If ‘dry tinder’ can survive a year, then epiyears with low mortality should be followed by epiyears with correspondingly high mortality and vice versa. Figure 2 shows that low mortality years are followed, with one exception, by years with higher mortality and that years of high mortality are followed, with several exceptions, by years with lower mortality. The increase or decrease in mortality from one epiyear to the next, however, is only weakly related to how low or high mortality is in the epiyear. Rypdal et al. [12] studied this.

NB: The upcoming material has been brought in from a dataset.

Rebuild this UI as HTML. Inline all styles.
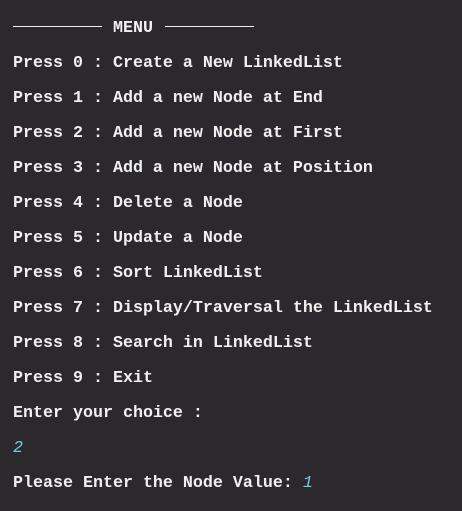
<!DOCTYPE html>
<html><head><meta charset="utf-8"><style>
html,body{margin:0;padding:0;background:#2b292d;width:462px;height:511px;overflow:hidden}
.t{position:absolute;left:13px;top:11px;font-family:"Liberation Mono",monospace;font-size:16.67px;line-height:35px;color:#f0f0f0;font-weight:bold}
.l{height:35px;white-space:pre}
.d{display:inline-block;width:89px;border-top:1.5px solid #f0f0f0;vertical-align:middle;margin-top:-3px}
.m{margin:0 2px 0 1px}
.c{color:#6fcde0;font-style:italic;font-weight:normal}
</style></head><body><div class="t"><div class="l"><span class="d"></span><span class="m"> MENU </span><span class="d"></span></div><div class="l">Press 0 : Create a New LinkedList</div><div class="l">Press 1 : Add a new Node at End</div><div class="l">Press 2 : Add a new Node at First</div><div class="l">Press 3 : Add a new Node at Position</div><div class="l">Press 4 : Delete a Node</div><div class="l">Press 5 : Update a Node</div><div class="l">Press 6 : Sort LinkedList</div><div class="l">Press 7 : Display/Traversal the LinkedList</div><div class="l">Press 8 : Search in LinkedList</div><div class="l">Press 9 : Exit</div><div class="l">Enter your choice :</div><div class="l c">2</div><div class="l">Please Enter the Node Value: <span class="c">1</span></div></div></body></html>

The most striking jump from low to high death counts occurred in Sweden from 2018–2019 to 2019–2020 (Figure 2). Low mortality in the first period of 2018–2019 was, however, followed by low mortality rather than high mortality in the second period. The low mortality for 2018–2019 was followed by low rather than high mortality in the first part of 2019–2020. An explanation is needed regarding how the purported ‘dry tinder’ of 2018–2019 survived to the spring of 2020. If the very frail who survived through June 2019 faced a 50% hazard of mortality, then almost a third of them (1–exp(–0.50×37/50)=31%) would have died over the 37 weeks before week 11 in 2020. If during the first wave their hazard of mortality increased by a factor of 1.5, raising their annual risk of death to 75%, only a fraction would have died in the 15 weeks from 11 March to June: 1–exp(–0.75×15/52)=19%.

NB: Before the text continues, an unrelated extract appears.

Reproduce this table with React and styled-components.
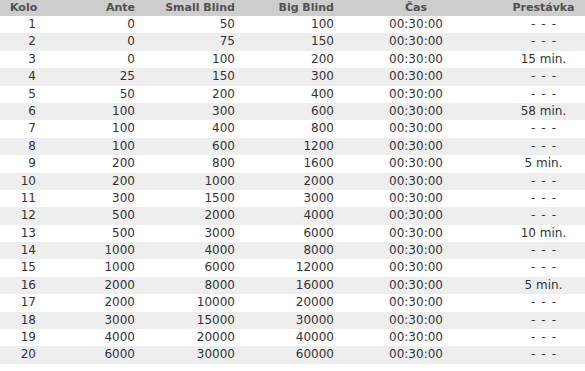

Half of all excess deaths in Sweden and 60% of female excess deaths struck people aged >85 years. This concentration of mortality at the highest ages lends some plausibility to the ‘dry tinder’ hypothesis, but the data and calculations above suggest that ‘dry tinder’ can only account for a fraction of excess Swedish mortality. Furthermore, the risk of death during the first COVID-19 wave rose 29% for Swedish women aged >85 years but only 5% for Danish women aged >85 years [8]. Why there was so much more purported dry tinder in Sweden requires explanation. The risk discrepancy seems more likely to result from differences between Sweden and Denmark in how care and housing for the elderly are organised, coupled with a less successful Swedish strategy of shielding the elderly [13]. This interacts with the dry tinder hypothesis: if Sweden had a lot of dry tinder, perhaps Sweden should have made special efforts to protect those >85 years of age.

After the pandemic years, mortality in Sweden might be modified in two opposite directions. If the dry tinder hypothesis were true, mortality should decrease. Causes of deaths neglected by delay of treatment might increase.

Conclusions

Some of the excess deaths in Sweden during the first COVID-19 wave were among people whose deaths were averted in previous months. This dry tinder hypothesis probably explains a fraction of high Swedish mortality compared to the much lower Danish levels. Further research is needed to estimate the magnitude of the effect. It seems clear, however, that most of the Swedish disadvantage was due to policy differences between Sweden and Denmark.